Re: [patch 2/2] cpusets: add interleave_over_allowed option
From: Lee Schermerhorn
Date: Mon Oct 29 2007 - 11:01:55 EST
On Fri, 2007-10-26 at 14:37 -0700, Christoph Lameter wrote:
> On Fri, 26 Oct 2007, Lee Schermerhorn wrote:
>
> > > > Now, if we could replace the 'cpuset_mems_allowed' nodemask with a
> > > > pointer to something stable, it might be a win.
> > >
> > > The memory policies are already shared and have refcounters for that
> > > purpose.
> >
> > I must have missed that in the code I'm reading :)
>
> What is the benefit of having pointers to nodemasks? We likely would need
> to have refcounts in those nodemasks too? So we duplicate a lot of
> the characteristics of memory policies?
Hi, Christoph:
remoting the nodemasks from the mempolicy and allocating them only when
needed is something that you and Mel and I discussed last month, in the
context of Mel's "one zonelist filtered by nodemask" patches. I just
put together the dynamic nodemask patch [included below FYI, NOT for
serious consideration] to see what it looked like and whether it helped.
Conclusion: it's ugly/complex [especially trying to keep the nodemasks
embedded for systems that don't require > a pointer's worth of bits] and
they probably don't help much if most uses of non-default mempolicy
requires a nodemask.
I only brought it up again because now you all are considering another
nodemask per policy. In fact, I only considered it in the first place
because nodemasks on our [HP's] platform don't require more than a
pointer's worth of bits [today, at least--I don't know about future
plans]. However, since we share an arch--ia64-with SGI and distros
don't want to support special kernels for different vendors, if they can
avoid it, we have 1K-bit nodemasks. Since this is ia64 we're talking
about, most folks don't care. Now that you're going to do the same for
x86_64, it might become more visible. Then again, maybe there are few
enough mempolicy structs that no-one will care anyway.
Note: I don't [didn't] think I need to ref count the nodemasks
associated with the mempolicies because they are allocated when the
mempolicy is and destroyed when the policy is--not shared. Just like
the custom zonelist for bind policy, and we have no ref count there.

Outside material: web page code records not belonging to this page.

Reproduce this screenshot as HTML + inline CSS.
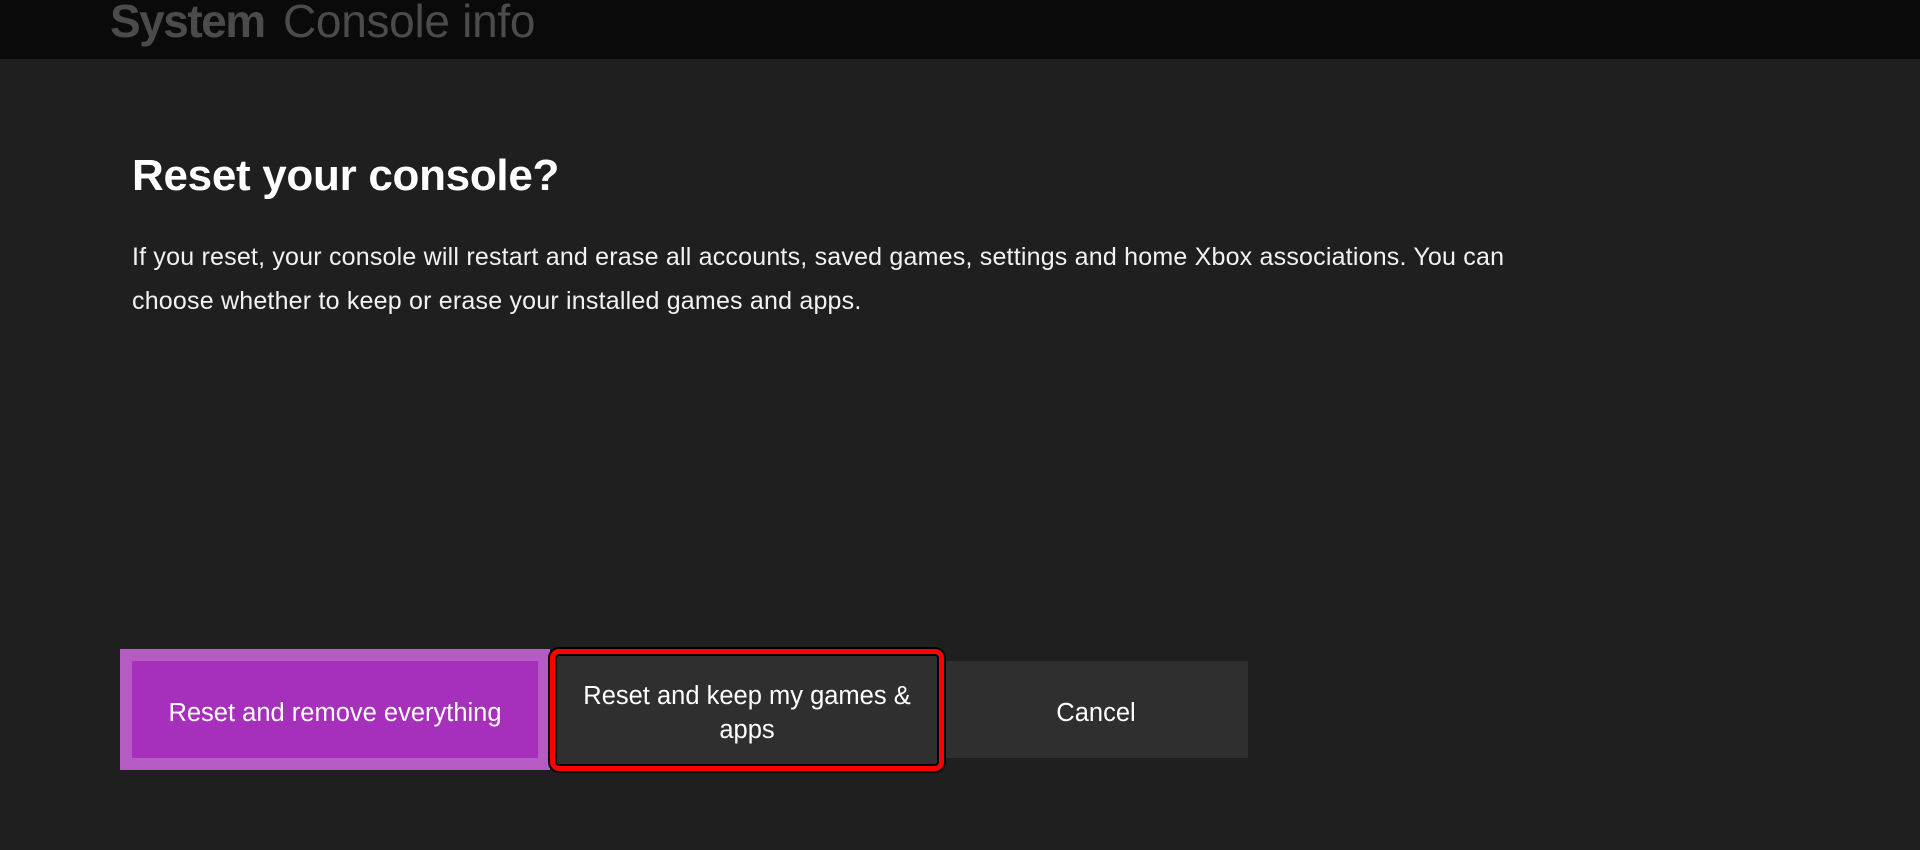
<!DOCTYPE html>
<html><head><meta charset="utf-8"><style>
html,body{margin:0;padding:0;width:1920px;height:850px;background:#1f1f1f;overflow:hidden;font-family:"Liberation Sans",sans-serif;color:#fff}
.hdr{position:absolute;left:0;top:0;width:1920px;height:59px;background:#0a0a0a}
.hdr span{position:absolute;top:-6px;font-size:46px;color:#4b4b4b;white-space:nowrap}
h1{position:absolute;left:132px;top:151px;margin:0;font-size:44px;font-weight:bold;letter-spacing:-0.3px}
p{position:absolute;left:132px;top:235px;margin:0;width:1400px;font-size:25px;line-height:44px;color:#f2f2f2;letter-spacing:0.2px}
.b{position:absolute;display:flex;align-items:center;justify-content:center;text-align:center;font-size:25.5px;line-height:34px;box-sizing:border-box;padding-top:6px}
</style></head><body>
<div class="hdr"><span style="left:110px;font-weight:bold;letter-spacing:-1.5px">System</span><span style="left:283px;letter-spacing:-0.3px">Console info</span></div>
<h1>Reset your console?</h1>
<p>If you reset, your console will restart and erase all accounts, saved games, settings and home Xbox associations. You can choose whether to keep or erase your installed games and apps.</p>
<div class="b" style="left:120px;top:649px;width:430px;height:121px;background:#b65bc4"></div>
<div class="b" style="left:132px;top:661px;width:406px;height:97px;background:#a62fbb">Reset and remove everything</div>
<div class="b" style="left:944px;top:661px;width:304px;height:97px;background:#2f2f2f">Cancel</div>
<div class="b" style="left:550px;top:649px;width:394px;height:122px;background:#2f2f2f;border:5px solid #f00;border-radius:9px;box-shadow:0 0 0 2px #000,inset 0 0 0 2px #000;padding:6px 22px 0">Reset and keep my games &amp; apps</div>
</body></html>
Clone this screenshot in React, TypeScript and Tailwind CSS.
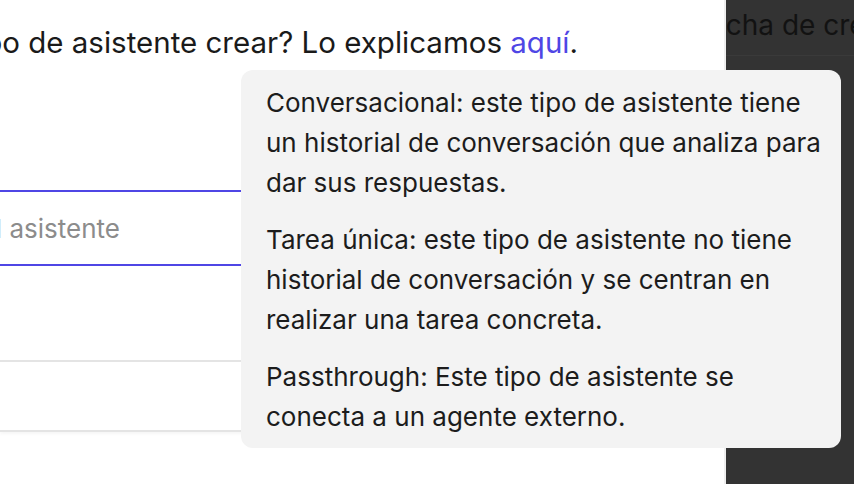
import React from "react";

const tips = [
  "Conversacional: este tipo de asistente tiene un historial de conversación que analiza para dar sus respuestas.",
  "Tarea única: este tipo de asistente no tiene historial de conversación y se centran en realizar una tarea concreta.",
  "Passthrough: Este tipo de asistente se conecta a un agente externo.",
];

const App = () => {
  return (
    <div
      className="relative flex h-[484px] w-[854px] overflow-hidden bg-white text-[#1a1a1a]"
      style={{ fontFamily: "Inter, 'Noto Sans', sans-serif" }}
    >
      <main className="flex w-[724px] shrink-0 flex-col">
        <div className="mt-[24px] flex w-[578px] justify-end whitespace-nowrap text-[29.5px] leading-[36px]">
          <span>
            ¿Qué tipo de asistente crear? Lo explicamos{" "}
            <a className="text-[#4f46e5]">aquí</a>.
          </span>
        </div>

        <div className="mt-[130px] flex h-[76px] items-center border-y-2 border-[#4f46e5]">
          <div className="flex w-[120px] justify-end whitespace-nowrap text-[26px] text-[#8c8c8c]">
            Nombre del asistente
          </div>
        </div>

        <div className="mt-[94px] h-[72px] border-y-2 border-[#e4e4e4] shadow-[0_2px_3px_rgba(0,0,0,0.04)]"></div>
      </main>

      <aside className="flex-1 overflow-hidden border-l-2 border-[#eeeeee] bg-[#333333]">
        <div className="h-[56px] border-b border-[#3a3a3a] pt-[4px] whitespace-nowrap text-[28px] text-[#121212]">
          <span className="ml-[-32px]">Fecha de creación</span>
        </div>
      </aside>

      <div className="absolute left-[241px] top-[70px] w-[600px] rounded-[12px] bg-[#f3f3f3] pb-[11px] pl-[25px] pr-[20px] pt-[13px] text-[26px] leading-[40px] text-[#1c1c1c]">
        {tips.map((tip, i) => (
          <p key={i} className={i > 0 ? "mt-[17px]" : ""}>
            {tip}
          </p>
        ))}
      </div>
    </div>
  );
};

export default App;
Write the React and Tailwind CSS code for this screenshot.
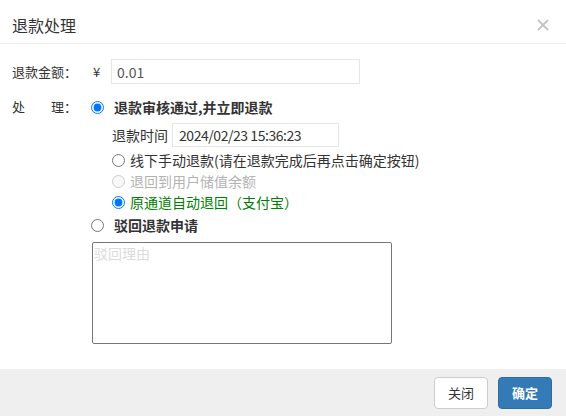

I.e., they're protected by the mempol's ref. However, now that you
bring it up, I'm wondering about the effects of policy remapping, and
whether we have the reference counting or indirect protection [mmap_sem,
whatever] correct there in current code. I'll have to take a look.
Lee
PATCH/RFC Memory Policy: dynamically allocate policy nodemaps
Something that Christoph Lameter, Mel Gorman and I discussed.
Once Mel's "one zonelist" patches go in, we no longer have the
MPOL_BIND custom zonelist in the mempolicy struct. However, we
still have 2 nodemask_t's that can get quite large: one in the
union with the preferred_node, and one for the cpuset current
mems allowed. Note that this 2nd nodemask_t does NOT depend on
whether or not cpusets are configured.
So, on an ia64 platform with NODES_SHIFT configured at 8 [256 nodes],
this results in a nodemask_t size of 32 bytes and a mempolicy size
of 72 bytes. Real soon now, we'll be seeing x86_64 platforms with
hundreds of nodes. Indirect/dynamically allocated policy nodemasks
can reduce this size, for policies that don't need them, to:
TODO
[Some distros ship with NODES_SHIFT=10 => 128 byte nodemasks.]
However, on platforms and configurations where BITS_PER_LONG >=
(1 << NODES_SHIFT), indirect policy nodemasks are unnecessary
overhead, as the maximum number of nodes will fit in a pointers
worth of data.
So, this patch implements indirect, dynamically allocated nodemasks
for memory policies when: BITS_PER_LONG < (1 << NODES_SHIFT).
etc...
Signed-off-by: Lee Schermerhorn <lee.schermerhorn@xxxxxx>
include/linux/mempolicy.h | 20 +++++-
mm/mempolicy.c | 134 ++++++++++++++++++++++++++++++++++++++++------
2 files changed, 135 insertions(+), 19 deletions(-)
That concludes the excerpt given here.